On the audio side you have a great soundtrack, fantastic commentary, and a quirky fun news girl that is constantly trying to interview you in the garage. The voice acting is exceptional to the point where I felt genuinely ashamed when I got called into the office to find out Ferrari was canceling my contract. The highlight of the sound design is easily the realistic and distinct roars of each and every engine on the track, and there are plenty of options for how many speakers and how big.

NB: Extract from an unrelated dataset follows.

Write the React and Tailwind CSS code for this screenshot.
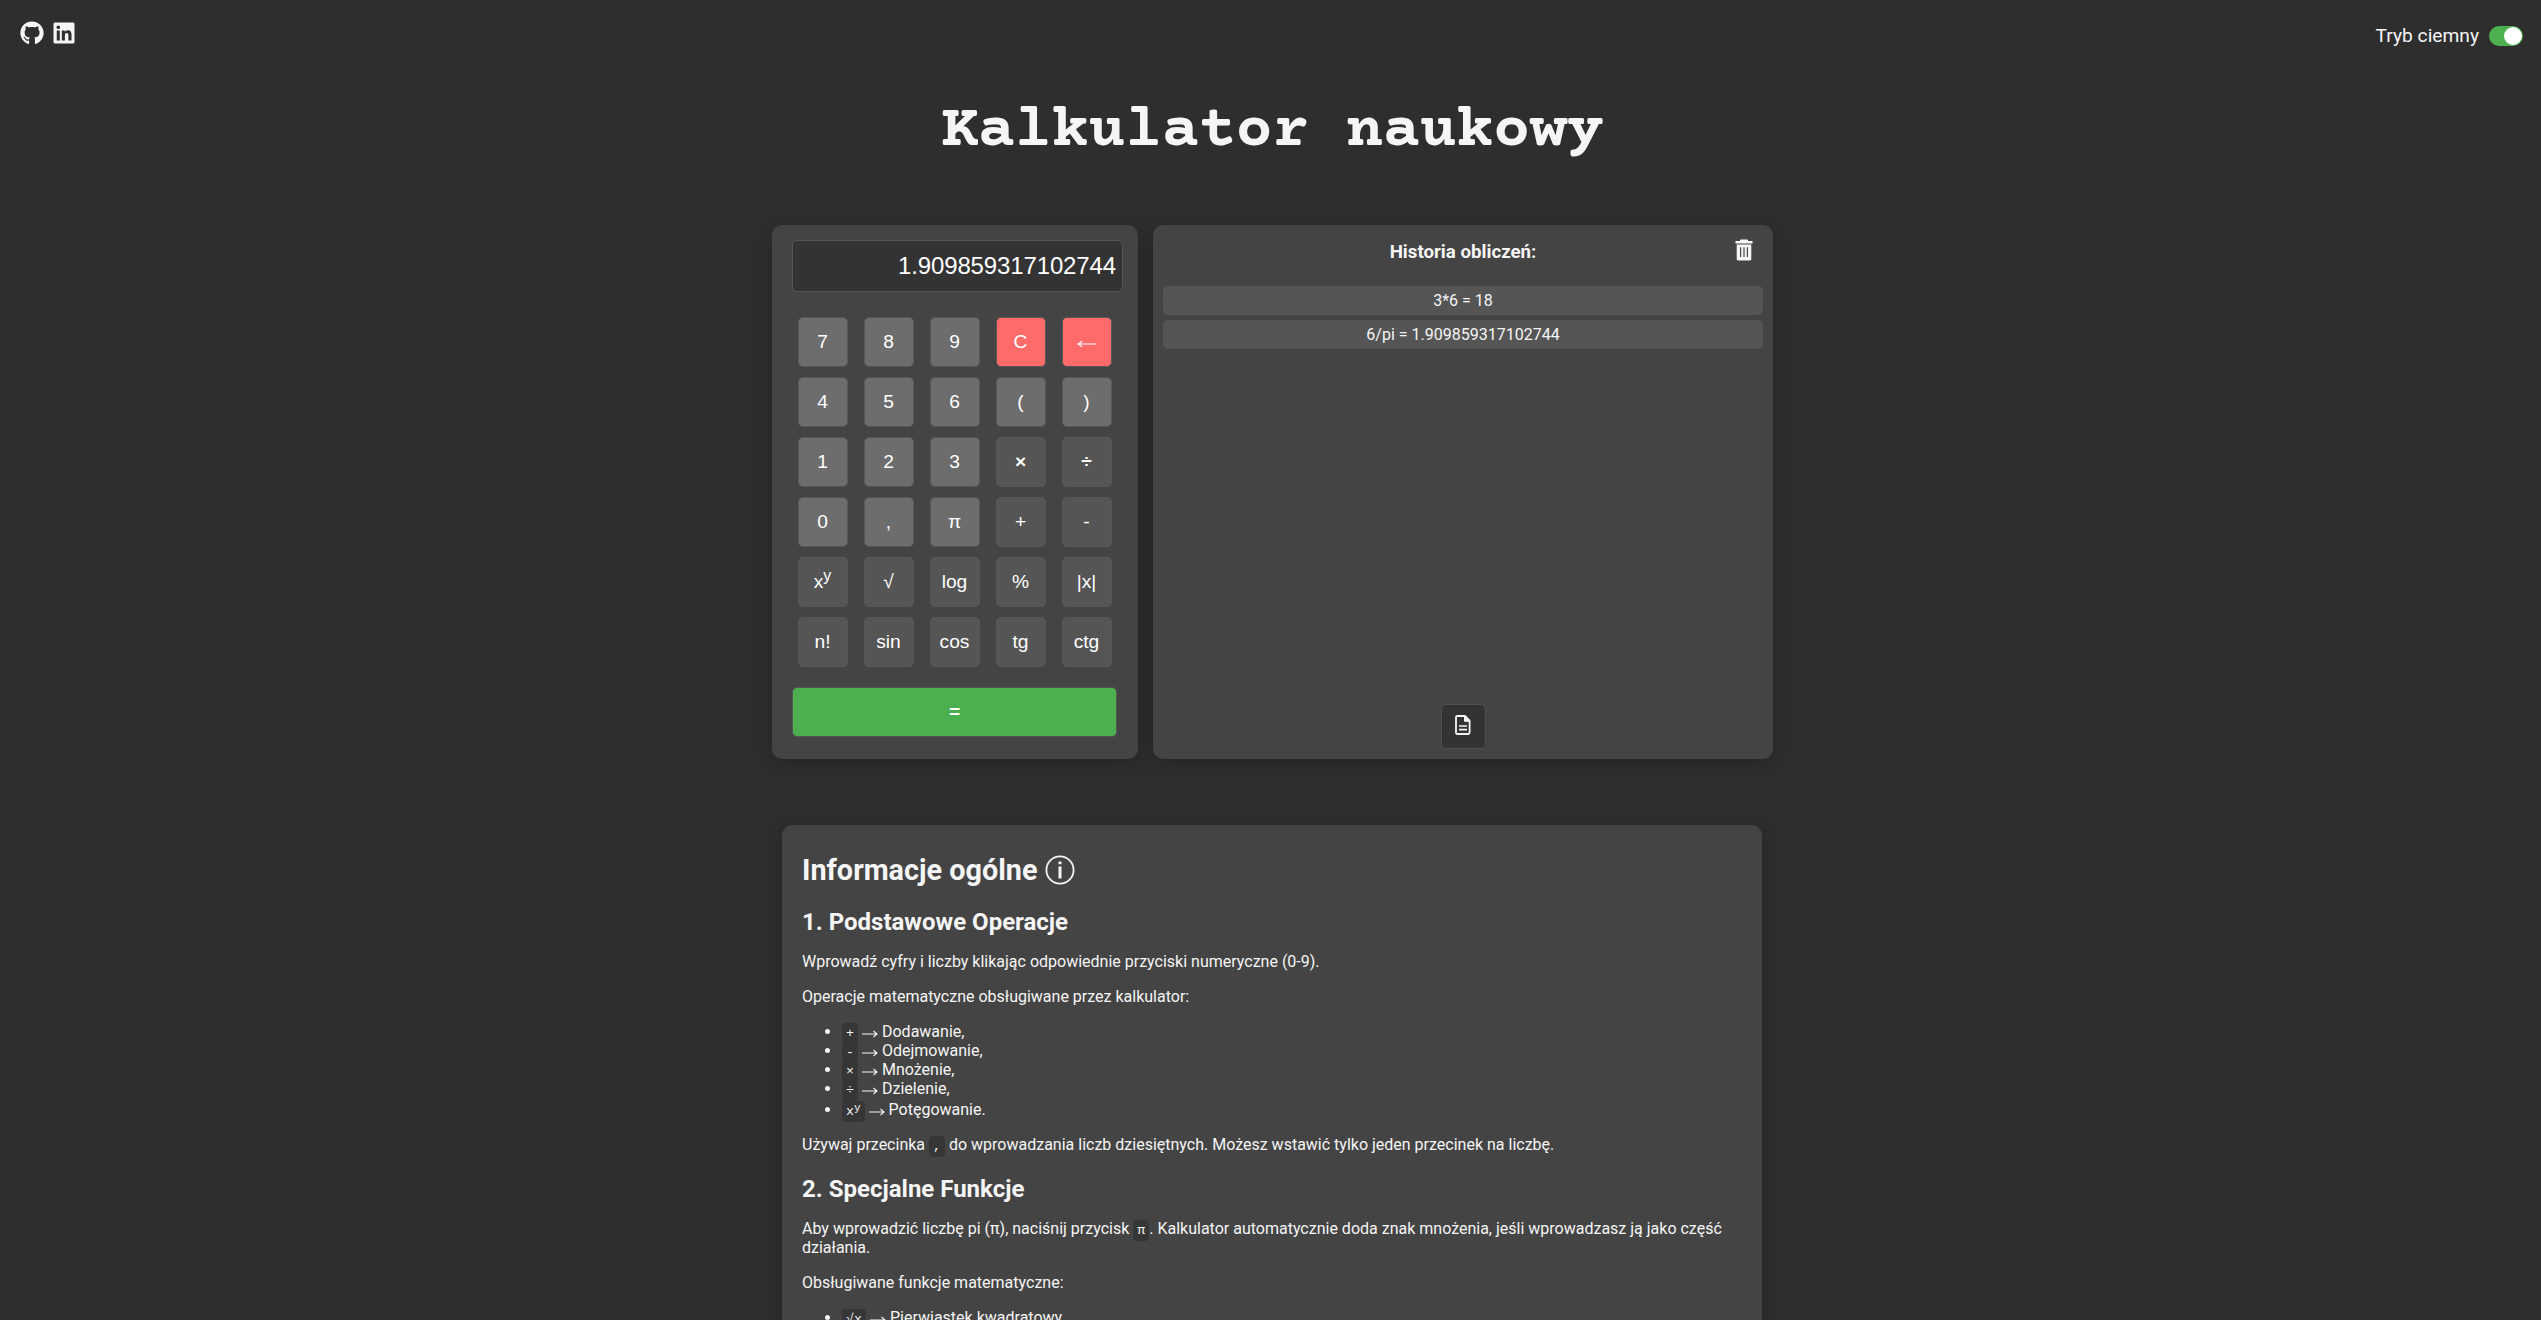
import React from "react";
import { FaGithub, FaLinkedin } from "react-icons/fa";

const keys = [
  ["7", "n"], ["8", "n"], ["9", "n"], ["C", "r"], ["←", "r"],
  ["4", "n"], ["5", "n"], ["6", "n"], ["(", "n"], [")", "n"],
  ["1", "n"], ["2", "n"], ["3", "n"], ["×", "o"], ["÷", "o"],
  ["0", "n"], [",", "n"], ["π", "n"], ["+", "o"], ["-", "o"],
  ["pow", "o"], ["√", "o"], ["log", "o"], ["%", "o"], ["|x|", "o"],
  ["n!", "o"], ["sin", "o"], ["cos", "o"], ["tg", "o"], ["ctg", "o"],
];

const tones = {
  n: "bg-[#6d6d6d]",
  o: "bg-[#555555]",
  r: "bg-[#ff6b6b]",
};

const card = "rounded-[10px] bg-[#444444] shadow-[0_4px_20px_rgba(0,0,0,0.2)]";

function Power() {
  return (
    <span>x<sup className="relative top-[-0.4em] align-baseline text-[0.83em] leading-none">y</sup></span>
  );
}

function Code({ children }) {
  return (
    <code className="rounded-[4px] bg-[#363636] px-1 py-[3px] font-['Liberation_Mono',monospace] text-[13.3px] leading-none">
      {children}
    </code>
  );
}

function Arrow() {
  return (
    <svg className="mx-1 inline-block h-[8px] w-[16px] align-[-1px]" viewBox="0 0 16 8" fill="none" stroke="#f5f5f5" strokeWidth="1.1">
      <path d="M0 4H15M11.5 1L15 4L11.5 7" />
    </svg>
  );
}

function BackArrow() {
  return (
    <svg className="mt-[3px] h-[8px] w-[19px]" viewBox="0 0 19 8" fill="none" stroke="#ffffff" strokeWidth="1.2">
      <path d="M19 4H1.500M5 .8Q4 3 1 4Q4 5 5 7.200" />
    </svg>
  );
}

function KeyLabel({ name }) {
  if (name === "pow") return <Power />;
  if (name === "←") return <BackArrow />;
  if (name === "×" || name === "÷") return <span className="font-bold">{name}</span>;
  return name;
}

function Item({ code, label }) {
  return (
    <li>
      <Code>{code}</Code>
      <Arrow />
      {label}
    </li>
  );
}

function TrashIcon() {
  return (
    <svg className="h-[22px] w-[18px]" viewBox="0 0 18 22" fill="#f5f5f5">
      <path d="M5 1.2Q5 .5 6 .5h6q1 0 1 .7V2h4.5v2.6H.5V2H5z" />
      <path fillRule="evenodd" d="M1.7 5.6h14.6V20q0 1.5-1.5 1.5H3.200Q1.700 21.500 1.700 20zM5 8.300v9.700h1.200V8.300zM8.400 8.300v9.700h1.200V8.300zM11.800 8.300v9.700H13V8.300z" />
    </svg>
  );
}

function FileIcon() {
  return (
    <svg className="h-[20px] w-[16px]" viewBox="0 0 16 20" fill="none" stroke="#f5f5f5" strokeWidth="1.8">
      <path d="M2.500 1H10L14.600 5.700V17.500Q14.600 19 13.100 19H2.500Q1 19 1 17.500V2.500Q1 1 2.500 1Z" />
      <path d="M9.500 1V6.300H14.600L10 1.500Z" fill="#f5f5f5" strokeWidth="1" />
      <path d="M4 11H12M4 14.700H12" strokeWidth="1.700" />
    </svg>
  );
}

export default function App() {
  return (
    <div className="h-[1320px] overflow-hidden bg-[#2e2e2e] font-[Roboto,sans-serif] text-[#f5f5f5]">
      <header className="flex h-[70px] items-start justify-between pl-5 pr-[18px]">
        <div className="flex gap-[9px] pt-[21px]">
          <FaGithub className="h-6 w-6" />
          <FaLinkedin className="h-6 w-[22px]" />
        </div>
        <div className="flex items-center gap-[10px] pt-[26px]">
          <span className="text-[19.2px] leading-5">Tryb ciemny</span>
          <div className="flex h-5 w-[34px] items-center justify-end rounded-full bg-[#4caf50] pr-px">
            <div className="h-[18px] w-[18px] rounded-full bg-white" />
          </div>
        </div>
      </header>

      <div className="flex flex-col items-center pl-[4px]">
        <h1 className="h-[155px] pt-[26px] font-['Courier_Prime','Liberation_Mono',monospace] text-[61.4px] font-bold leading-[72px]">
          Kalkulator naukowy
        </h1>

        <main className="flex h-[534px] gap-[15px]">
          <section className={`w-[366px] pl-5 pt-[15px] ${card}`}>
            <div className="flex h-[52px] w-[331px] items-center justify-end rounded-[5px] border border-[#555555] bg-[#333333] pr-[6px] font-['Liberation_Sans',sans-serif] text-2xl tracking-[-0.13px] text-white">
              1.909859317102744
            </div>
            <div className="mt-[25px] grid w-fit grid-cols-[repeat(5,50px)] gap-x-4 gap-y-[10px] pl-[6px] font-['Liberation_Sans',sans-serif] text-[19.2px] text-white">
              {keys.map(([k, t]) => (
                <button key={k} className={`flex h-[50px] w-[50px] items-center justify-center rounded-[5px] border border-[#585858] pr-px ${tones[t]}`}>
                  <KeyLabel name={k} />
                </button>
              ))}
            </div>
            <button className="mt-5 flex h-[50px] w-[325px] items-center justify-center rounded-[5px] border border-[#555555] bg-[#4caf50] font-['Liberation_Sans',sans-serif] text-[19.2px] font-bold text-white">
              =
            </button>
          </section>

          <section className={`flex w-[620px] flex-col px-[10px] ${card}`}>
            <div className="grid h-[61px] grid-cols-[1fr_auto_1fr] items-start pt-[14px]">
              <h2 className="col-start-2 pt-px text-[18.7px] font-bold leading-6">Historia obliczeń:</h2>
              <div className="flex justify-end pr-[10px]"><TrashIcon /></div>
            </div>
            <div className="flex flex-col gap-[5px] text-center text-base leading-[29px]">
              <div className="h-[29px] rounded-[5px] bg-[#555555]">3*6 = 18</div>
              <div className="h-[29px] rounded-[5px] bg-[#555555]">6/pi = 1.909859317102744</div>
            </div>
            <button className="mb-[10px] mt-auto flex h-[45px] w-[45px] items-center justify-center self-center rounded-[5px] border border-[#505050] bg-[#333333] pb-1">
              <FileIcon />
            </button>
          </section>
        </main>

        <article className={`mr-[1px] mt-[66px] h-[1200px] w-[980px] shrink-0 px-5 pt-[28px] text-base leading-[19px] ${card}`}>
          <h2 className="flex items-center gap-[7px] text-[28.8px] font-bold leading-[34px]">
            Informacje ogólne
            <svg className="h-[30px] w-[30px]" viewBox="0 0 30 30" fill="none" stroke="#f5f5f5" strokeWidth="1.800">
              <circle cx="15" cy="15" r="13.600" />
              <path d="M15 11.500V23.500M15 6.500V9.200" strokeWidth="3" />
            </svg>
          </h2>
          <h3 className="mt-[21px] text-2xl font-bold leading-7">1. Podstawowe Operacje</h3>
          <p className="mt-4">Wprowadź cyfry i liczby klikając odpowiednie przyciski numeryczne (0-9).</p>
          <p className="mt-4">Operacje matematyczne obsługiwane przez kalkulator:</p>
          <ul className="mt-4 list-disc pl-10">
            <Item code="+" label="Dodawanie," />
            <Item code="-" label="Odejmowanie," />
            <Item code="×" label="Mnożenie," />
            <Item code="÷" label="Dzielenie," />
            <li className="pt-[2px]"><Code><Power /></Code><Arrow />Potęgowanie.</li>
          </ul>
          <p className="mt-4">Używaj przecinka <Code>,</Code> do wprowadzania liczb dziesiętnych. Możesz wstawić tylko jeden przecinek na liczbę.</p>
          <h3 className="mt-[21px] text-2xl font-bold leading-7">2. Specjalne Funkcje</h3>
          <p className="mt-4">Aby wprowadzić liczbę pi (π), naciśnij przycisk <Code>π</Code>. Kalkulator automatycznie doda znak mnożenia, jeśli wprowadzasz ją jako część działania.</p>
          <p className="mt-4">Obsługiwane funkcje matematyczne:</p>
          <ul className="mt-4 list-disc pl-10">
            <Item code="√x" label="Pierwiastek kwadratowy," />
          </ul>
        </article>
      </div>
    </div>
  );
}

From start to finish F1 2018 sucks you into the world of F1 racing with all the modes and variable difficulty you could ask for. The Career mode excels at creating a somewhat realistic look at the business and tech of racing, and the network quality presentation just wraps up the package and puts a bow on it. Truly, the only downside is the horrendous multiplayer that you might be able to bypass with private game sessions or simply wait for Codemaster to fix the matchmaking, lobbies, and provide a way to filter out the jerks who want to wreck rather than race. Personally, I prefer to play alone and the new and improved AI has provided me with ample human-like challenge in nearly all of my races.  Even if you never touch the multiplayer there is plenty to keep you racing F1 until 2019 gets here.